Code that builds pages
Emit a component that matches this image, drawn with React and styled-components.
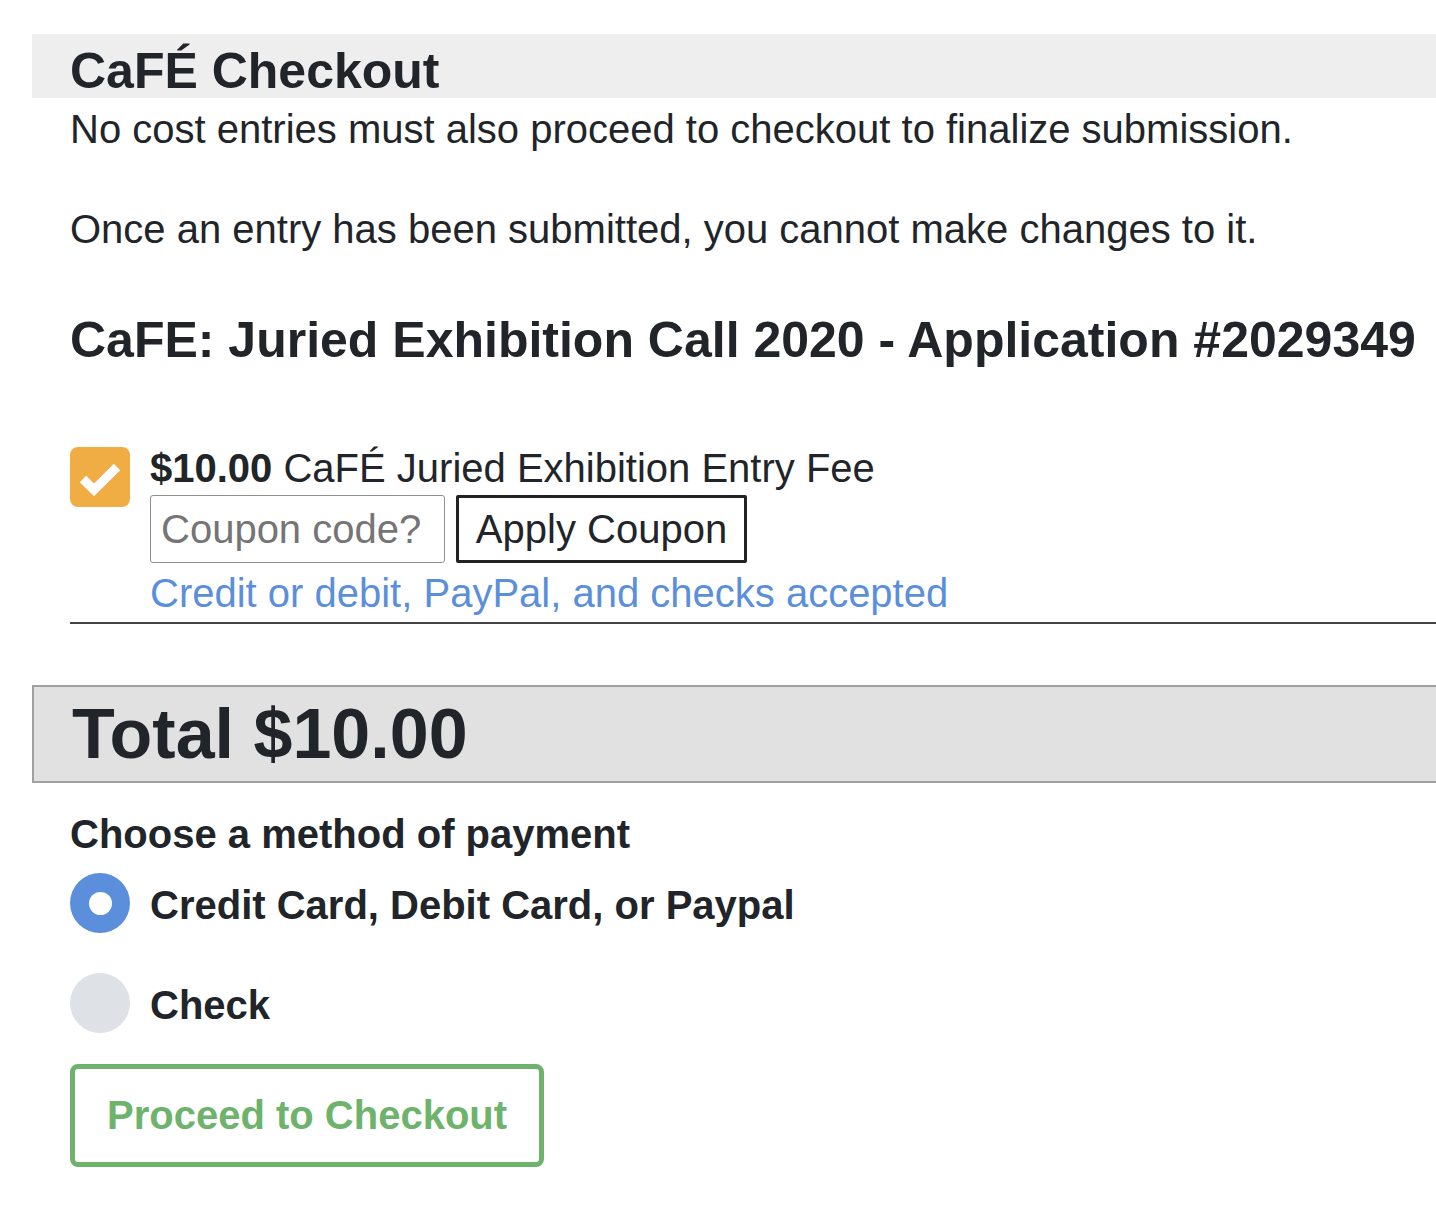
import styled, { createGlobalStyle } from "styled-components";

const GlobalStyle = createGlobalStyle`
  body {
    margin: 0;
    background: #fff;
    color: #212529;
    font-family: "Liberation Sans", Arial, sans-serif;
  }
`;

const Page = styled.main`
  padding: 34px 0 60px 32px;
  overflow: hidden;
`;

const TitleBar = styled.h1`
  margin: 0;
  height: 64px;
  box-sizing: border-box;
  padding: 12px 0 2px 38px;
  background: #eeeeee;
  font-size: 50px;
  line-height: 50px;
  font-weight: 700;
`;

const Section = styled.section`
  padding-left: 38px;
  display: flex;
  flex-direction: column;
`;

const Note = styled.p`
  margin: ${(p) => p.$top || 0}px 0 0;
  font-size: 40px;
  line-height: 50px;
`;

const AppTitle = styled.h2`
  margin: 56px 0 0;
  font-size: 50px;
  line-height: 60px;
  font-weight: 700;
`;

const FeeRow = styled.div`
  display: flex;
  gap: 20px;
  margin-top: 75px;
`;

const CheckBox = styled.span`
  flex: none;
  width: 60px;
  height: 60px;
  margin-top: 2px;
  border-radius: 8px;
  background: #f0ad43;
  display: flex;
  align-items: center;
  justify-content: center;
`;

const FeeBody = styled.div`
  display: flex;
  flex-direction: column;
`;

const FeeLine = styled.div`
  font-size: 40px;
  line-height: 46px;

  b {
    font-weight: 700;
  }
`;

const CouponRow = styled.form`
  display: flex;
  gap: 11px;
  margin-top: 4px;
`;

const CouponInput = styled.input`
  box-sizing: border-box;
  width: 295px;
  height: 68px;
  padding: 0 10px;
  border: 1px solid #8f8f8f;
  border-radius: 3px;
  font-family: inherit;
  font-size: 40px;
  color: #212529;

  &::placeholder {
    color: #757575;
  }
`;

const CouponButton = styled.button`
  box-sizing: border-box;
  width: 291px;
  height: 68px;
  padding: 0;
  border: 3px solid #222;
  border-radius: 2px;
  background: #fff;
  font-family: inherit;
  font-size: 40px;
  color: #212529;
`;

const PayNote = styled.a`
  margin-top: 7px;
  font-size: 40px;
  line-height: 46px;
  color: #5b8fdb;
  text-decoration: none;
`;

const Rule = styled.hr`
  margin: 6px 0 0;
  border: 0;
  border-top: 2px solid #444;
`;

const TotalBox = styled.div`
  margin-top: 61px;
  height: 98px;
  box-sizing: border-box;
  padding-left: 38px;
  border: 2px solid #a0a0a0;
  border-right: 0;
  background: #e1e1e1;
  font-size: 70px;
  line-height: 94px;
  font-weight: 700;
`;

const MethodTitle = styled.h3`
  margin: 28px 0 0;
  font-size: 40px;
  line-height: 46px;
  font-weight: 700;
`;

const MethodRow = styled.label`
  display: flex;
  gap: 20px;
  margin-top: ${(p) => p.$top}px;
`;

const Radio = styled.span`
  flex: none;
  width: 60px;
  height: 60px;
  border-radius: 50%;
  background: ${(p) => (p.$checked ? "#5b8fdb" : "#dee2e6")};
  display: flex;
  align-items: center;
  justify-content: center;

  &::after {
    content: "";
    display: ${(p) => (p.$checked ? "block" : "none")};
    width: 23px;
    height: 23px;
    border-radius: 50%;
    background: #fff;
  }
`;

const MethodName = styled.span`
  margin-top: 9px;
  font-size: 40px;
  line-height: 46px;
  font-weight: 700;
`;

const CheckoutButton = styled.button`
  align-self: flex-start;
  margin-top: 31px;
  padding: 23px 32px 24px;
  border: 5px solid #6db36b;
  border-radius: 8px;
  background: #fff;
  font-family: inherit;
  font-size: 40px;
  line-height: 46px;
  font-weight: 700;
  color: #6db36b;
`;

const methods = [
  { label: "Credit Card, Debit Card, or Paypal", checked: true, top: 16 },
  { label: "Check", checked: false, top: 40 },
];

const App = () => {
  return (
    <Page>
      <GlobalStyle />
      <TitleBar>CaFÉ Checkout</TitleBar>
      <Section>
        <Note $top={6}>No cost entries must also proceed to checkout to finalize submission.</Note>
        <Note $top={50}>Once an entry has been submitted, you cannot make changes to it.</Note>
        <AppTitle>CaFE: Juried Exhibition Call 2020 - Application #2029349</AppTitle>

        <FeeRow>
          <CheckBox>
            <svg width="60" height="60" viewBox="0 0 60 60">
              <polyline
                points="13,32 24,43 47,20"
                fill="none"
                stroke="#fff"
                strokeWidth="9"
                strokeLinejoin="miter"
              />
            </svg>
          </CheckBox>
          <FeeBody>
            <FeeLine>
              <b>$10.00</b> CaFÉ Juried Exhibition Entry Fee
            </FeeLine>
            <CouponRow onSubmit={(e) => e.preventDefault()}>
              <CouponInput type="text" placeholder="Coupon code?" />
              <CouponButton type="submit">Apply Coupon</CouponButton>
            </CouponRow>
            <PayNote href="#">Credit or debit, PayPal, and checks accepted</PayNote>
          </FeeBody>
        </FeeRow>
        <Rule />
      </Section>

      <TotalBox>Total $10.00</TotalBox>

      <Section>
        <MethodTitle>Choose a method of payment</MethodTitle>
        {methods.map((m) => (
          <MethodRow key={m.label} $top={m.top}>
            <Radio $checked={m.checked} />
            <MethodName>{m.label}</MethodName>
          </MethodRow>
        ))}
        <CheckoutButton type="button">Proceed to Checkout</CheckoutButton>
      </Section>
    </Page>
  );
};

export default App;
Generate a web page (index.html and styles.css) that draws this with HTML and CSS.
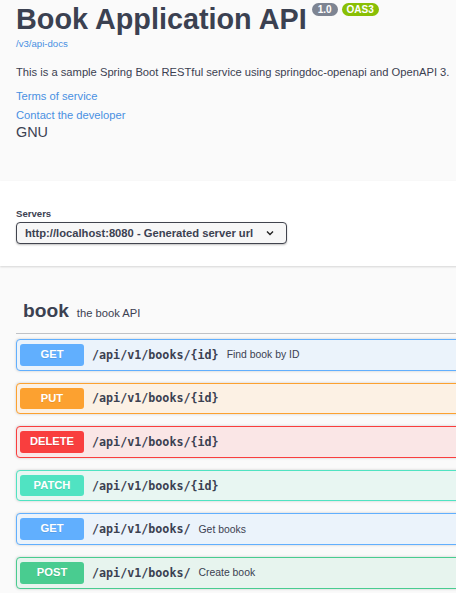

# EXERCISE BRIEF
Using the material above, gather every line that includes "with".

# REPLY TO THE EXERCISE
Emit a component that matches this image, drawn with React and styled-components.
Generate a web page (index.html and styles.css) that draws this with HTML and CSS.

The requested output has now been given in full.